RECORDED INFORMATION:

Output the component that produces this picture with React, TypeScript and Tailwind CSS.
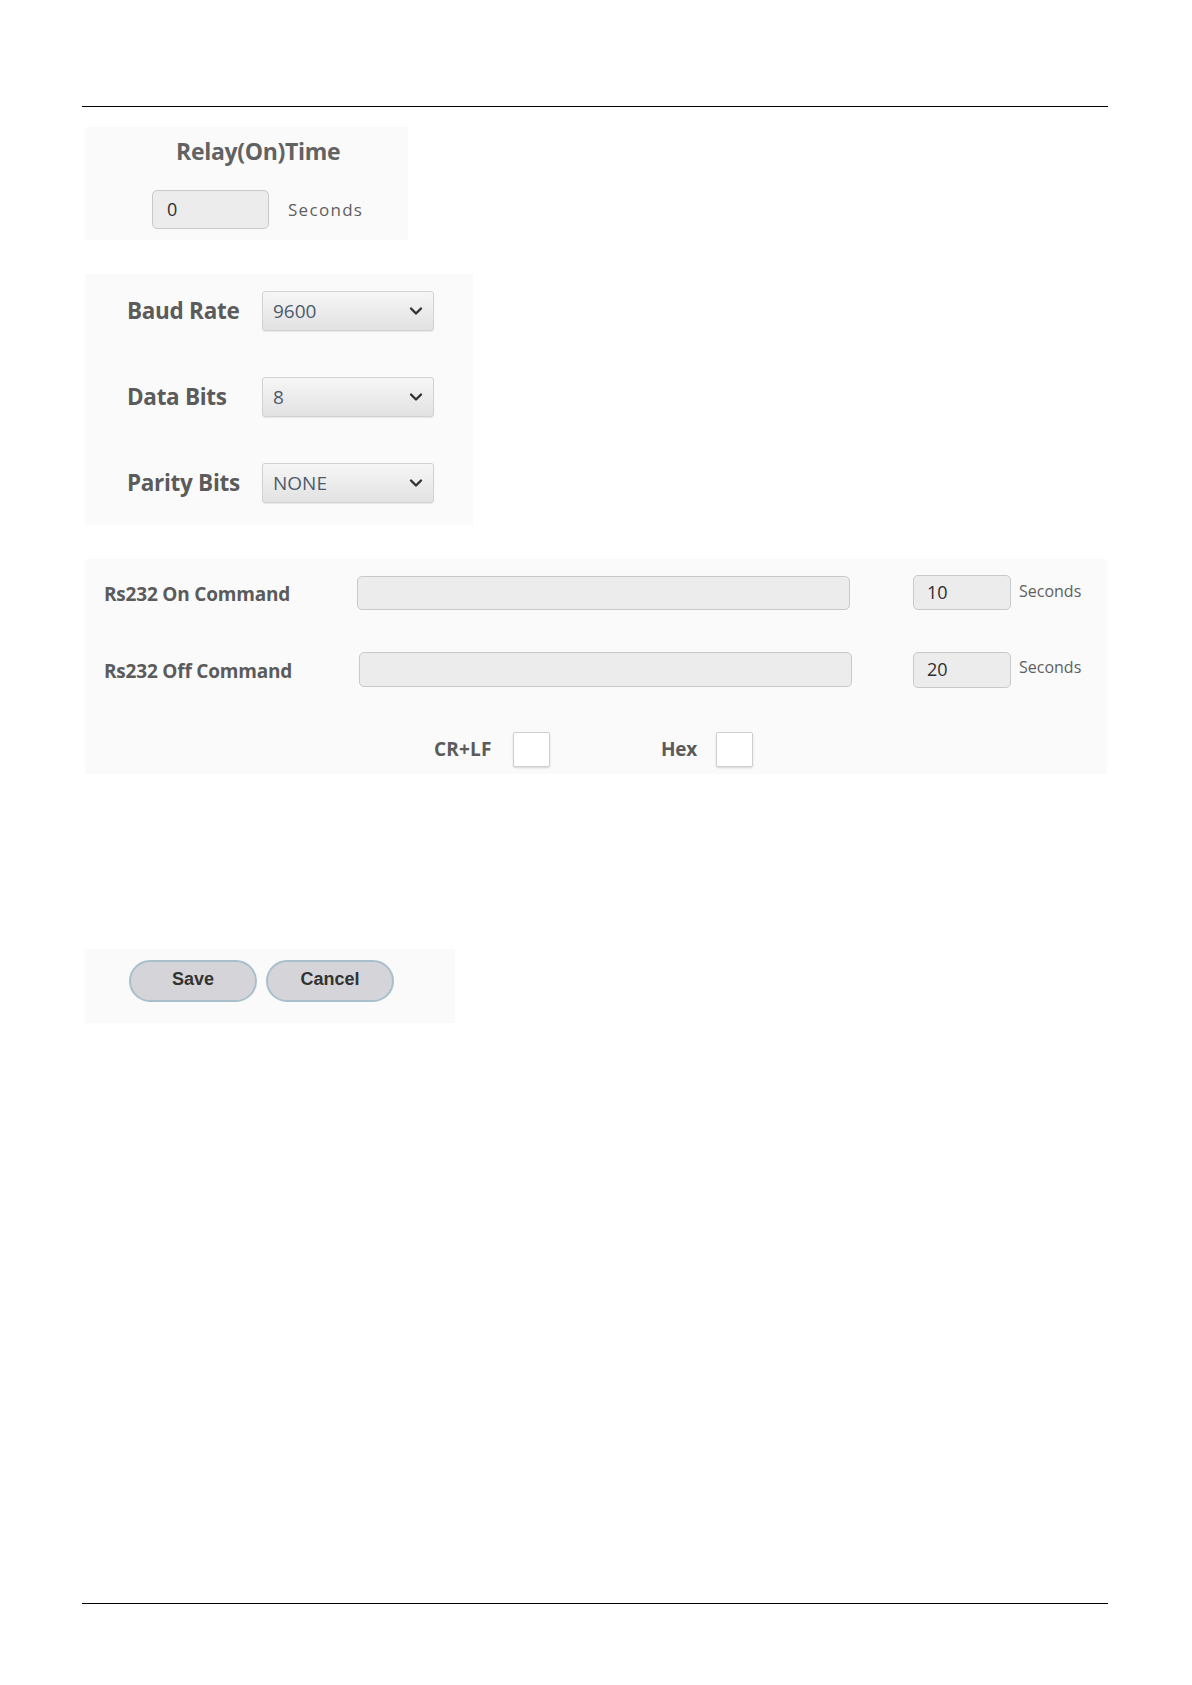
import React from "react";

const label = "font-['Open_Sans',sans-serif] font-bold text-[#5b5b5b]";

function Chevron() {
  return (
    <svg width="14" height="10" viewBox="0 0 14 10" className="shrink-0">
      <path d="M2 2.5 L7 7.5 L12 2.5" fill="none" stroke="#333" strokeWidth="2.4" strokeLinecap="round" strokeLinejoin="round" />
    </svg>
  );
}

function Select({ value }: { value: string }) {
  return (
    <div className="w-[172px] h-[40px] rounded-[3px] border border-[#d2d2d2] bg-gradient-to-b from-[#f6f6f6] to-[#e2e2e2] flex items-center justify-between pl-[10px] pr-[10px] shadow-[0_1px_1px_rgba(0,0,0,0.08)]">
      <span className="font-['Open_Sans',sans-serif] text-[19px] text-[#4d5a6b]">{value}</span>
      <Chevron />
    </div>
  );
}

function TextBox({ w, h, value, pl = 14 }: { w: string; h: string; value?: string; pl?: number }) {
  return (
    <div
      className={`${w} ${h} rounded-[5px] border-[1.5px] border-[#c9c9c9] bg-[#ececec] flex items-center font-['Open_Sans',sans-serif] text-[18px] text-[#2e2e2e]`}
      style={{ paddingLeft: pl }}
    >
      {value}
    </div>
  );
}

function Check() {
  return <div className="w-[37px] h-[35px] bg-white border border-[#cfcfcf] rounded-[2px] shadow-[0_1px_2px_rgba(0,0,0,0.15)]" />;
}

export default function App() {
  return (
    <div className="w-[1192px] h-[1685px] bg-white flex flex-col">
      <div className="mt-[106px] ml-[82px] w-[1026px] border-t border-black" />

      {/* Relay box */}
      <div className="mt-[20px] ml-[85px] w-[323px] h-[113px] bg-[#fafafa] flex flex-col pt-[9px]">
        <div className={`${label} text-[23px] leading-[30px] text-[#626262] tracking-[-0.3px] ml-[91px]`}>Relay(On)Time</div>
        <div className="flex items-center ml-[67px] mt-[24px]">
          <TextBox w="w-[117px]" h="h-[39px]" value="0" />
          <span className="ml-[19px] font-['Open_Sans',sans-serif] text-[17px] tracking-[1.3px] text-[#5f5f5f]">Seconds</span>
        </div>
      </div>

      {/* Serial box */}
      <div className="mt-[34px] ml-[85px] w-[388px] h-[251px] bg-[#fafafa] pl-[42px] pt-[17px] flex flex-col gap-[46px]">
        {[
          ["Baud Rate", "9600"],
          ["Data Bits", "8"],
          ["Parity Bits", "NONE"],
        ].map(([l, v]) => (
          <div key={l} className="flex items-center h-[40px]">
            <div className={`${label} w-[135px] text-[22.5px] tracking-[-0.3px]`}>{l}</div>
            <Select value={v} />
          </div>
        ))}
      </div>

      {/* Rs232 box */}
      <div className="mt-[34px] ml-[85px] w-[1022px] h-[215px] bg-[#fafafa] pl-[19px] pt-[15px] flex flex-col">
        <div className="flex items-center h-[37px]">
          <div className={`${label} w-[253px] text-[19px] tracking-[-0.2px] pt-[3px]`}>Rs232 On Command</div>
          <TextBox w="w-[493px]" h="h-[34px]" />
          <div className="ml-[63px]">
            <TextBox w="w-[98px]" h="h-[35px]" value="10" pl={13} />
          </div>
          <span className="ml-[8px] -mt-[3px] font-['Open_Sans',sans-serif] text-[16px] text-[#5f5f5f]">Seconds</span>
        </div>
        <div className="flex items-center h-[37px] mt-[40px]">
          <div className={`${label} w-[255px] text-[19px] tracking-[-0.2px] pt-[4px]`}>Rs232 Off Command</div>
          <TextBox w="w-[493px]" h="h-[35px]" />
          <div className="ml-[61px]">
            <TextBox w="w-[98px]" h="h-[36px]" value="20" pl={13} />
          </div>
          <span className="ml-[8px] -mt-[5px] font-['Open_Sans',sans-serif] text-[16px] text-[#5f5f5f]">Seconds</span>
        </div>
        <div className="flex items-center h-[35px] mt-[44px] pl-[330px]">
          <span className={`${label} w-[79px] text-[19px] tracking-[0.2px]`}>CR+LF</span>
          <Check />
          <span className={`${label} w-[55px] ml-[111px] text-[19px] tracking-[-0.2px]`}>Hex</span>
          <Check />
        </div>
      </div>

      {/* Buttons */}
      <div className="mt-[175px] ml-[85px] w-[370px] h-[74px] bg-[#fafafa] pl-[44px] pt-[11px] flex gap-[9px] items-start">
        {["Save", "Cancel"].map((t) => (
          <div
            key={t}
            className="w-[128px] h-[42px] rounded-full border-2 border-[#a9bfcb] bg-[#d5d5d9] flex items-center justify-center font-['Liberation_Sans',Arial,sans-serif] font-bold text-[18px] text-[#333] pb-[3px]"
          >
            {t}
          </div>
        ))}
      </div>

      <div className="mt-[580px] ml-[82px] w-[1026px] border-t border-black" />
    </div>
  );
}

WHAT IS NEEDED: Copy the listing in full and without alteration, omitting every picture.

COMPLETED TASK:
Output the component that produces this picture with React, TypeScript and Tailwind CSS.
import React from "react";

const label = "font-['Open_Sans',sans-serif] font-bold text-[#5b5b5b]";

function Chevron() {
  return (
    <svg width="14" height="10" viewBox="0 0 14 10" className="shrink-0">
      <path d="M2 2.5 L7 7.5 L12 2.5" fill="none" stroke="#333" strokeWidth="2.4" strokeLinecap="round" strokeLinejoin="round" />
    </svg>
  );
}

function Select({ value }: { value: string }) {
  return (
    <div className="w-[172px] h-[40px] rounded-[3px] border border-[#d2d2d2] bg-gradient-to-b from-[#f6f6f6] to-[#e2e2e2] flex items-center justify-between pl-[10px] pr-[10px] shadow-[0_1px_1px_rgba(0,0,0,0.08)]">
      <span className="font-['Open_Sans',sans-serif] text-[19px] text-[#4d5a6b]">{value}</span>
      <Chevron />
    </div>
  );
}

function TextBox({ w, h, value, pl = 14 }: { w: string; h: string; value?: string; pl?: number }) {
  return (
    <div
      className={`${w} ${h} rounded-[5px] border-[1.5px] border-[#c9c9c9] bg-[#ececec] flex items-center font-['Open_Sans',sans-serif] text-[18px] text-[#2e2e2e]`}
      style={{ paddingLeft: pl }}
    >
      {value}
    </div>
  );
}

function Check() {
  return <div className="w-[37px] h-[35px] bg-white border border-[#cfcfcf] rounded-[2px] shadow-[0_1px_2px_rgba(0,0,0,0.15)]" />;
}

export default function App() {
  return (
    <div className="w-[1192px] h-[1685px] bg-white flex flex-col">
      <div className="mt-[106px] ml-[82px] w-[1026px] border-t border-black" />

      {/* Relay box */}
      <div className="mt-[20px] ml-[85px] w-[323px] h-[113px] bg-[#fafafa] flex flex-col pt-[9px]">
        <div className={`${label} text-[23px] leading-[30px] text-[#626262] tracking-[-0.3px] ml-[91px]`}>Relay(On)Time</div>
        <div className="flex items-center ml-[67px] mt-[24px]">
          <TextBox w="w-[117px]" h="h-[39px]" value="0" />
          <span className="ml-[19px] font-['Open_Sans',sans-serif] text-[17px] tracking-[1.3px] text-[#5f5f5f]">Seconds</span>
        </div>
      </div>

      {/* Serial box */}
      <div className="mt-[34px] ml-[85px] w-[388px] h-[251px] bg-[#fafafa] pl-[42px] pt-[17px] flex flex-col gap-[46px]">
        {[
          ["Baud Rate", "9600"],
          ["Data Bits", "8"],
          ["Parity Bits", "NONE"],
        ].map(([l, v]) => (
          <div key={l} className="flex items-center h-[40px]">
            <div className={`${label} w-[135px] text-[22.5px] tracking-[-0.3px]`}>{l}</div>
            <Select value={v} />
          </div>
        ))}
      </div>

      {/* Rs232 box */}
      <div className="mt-[34px] ml-[85px] w-[1022px] h-[215px] bg-[#fafafa] pl-[19px] pt-[15px] flex flex-col">
        <div className="flex items-center h-[37px]">
          <div className={`${label} w-[253px] text-[19px] tracking-[-0.2px] pt-[3px]`}>Rs232 On Command</div>
          <TextBox w="w-[493px]" h="h-[34px]" />
          <div className="ml-[63px]">
            <TextBox w="w-[98px]" h="h-[35px]" value="10" pl={13} />
          </div>
          <span className="ml-[8px] -mt-[3px] font-['Open_Sans',sans-serif] text-[16px] text-[#5f5f5f]">Seconds</span>
        </div>
        <div className="flex items-center h-[37px] mt-[40px]">
          <div className={`${label} w-[255px] text-[19px] tracking-[-0.2px] pt-[4px]`}>Rs232 Off Command</div>
          <TextBox w="w-[493px]" h="h-[35px]" />
          <div className="ml-[61px]">
            <TextBox w="w-[98px]" h="h-[36px]" value="20" pl={13} />
          </div>
          <span className="ml-[8px] -mt-[5px] font-['Open_Sans',sans-serif] text-[16px] text-[#5f5f5f]">Seconds</span>
        </div>
        <div className="flex items-center h-[35px] mt-[44px] pl-[330px]">
          <span className={`${label} w-[79px] text-[19px] tracking-[0.2px]`}>CR+LF</span>
          <Check />
          <span className={`${label} w-[55px] ml-[111px] text-[19px] tracking-[-0.2px]`}>Hex</span>
          <Check />
        </div>
      </div>

      {/* Buttons */}
      <div className="mt-[175px] ml-[85px] w-[370px] h-[74px] bg-[#fafafa] pl-[44px] pt-[11px] flex gap-[9px] items-start">
        {["Save", "Cancel"].map((t) => (
          <div
            key={t}
            className="w-[128px] h-[42px] rounded-full border-2 border-[#a9bfcb] bg-[#d5d5d9] flex items-center justify-center font-['Liberation_Sans',Arial,sans-serif] font-bold text-[18px] text-[#333] pb-[3px]"
          >
            {t}
          </div>
        ))}
      </div>

      <div className="mt-[580px] ml-[82px] w-[1026px] border-t border-black" />
    </div>
  );
}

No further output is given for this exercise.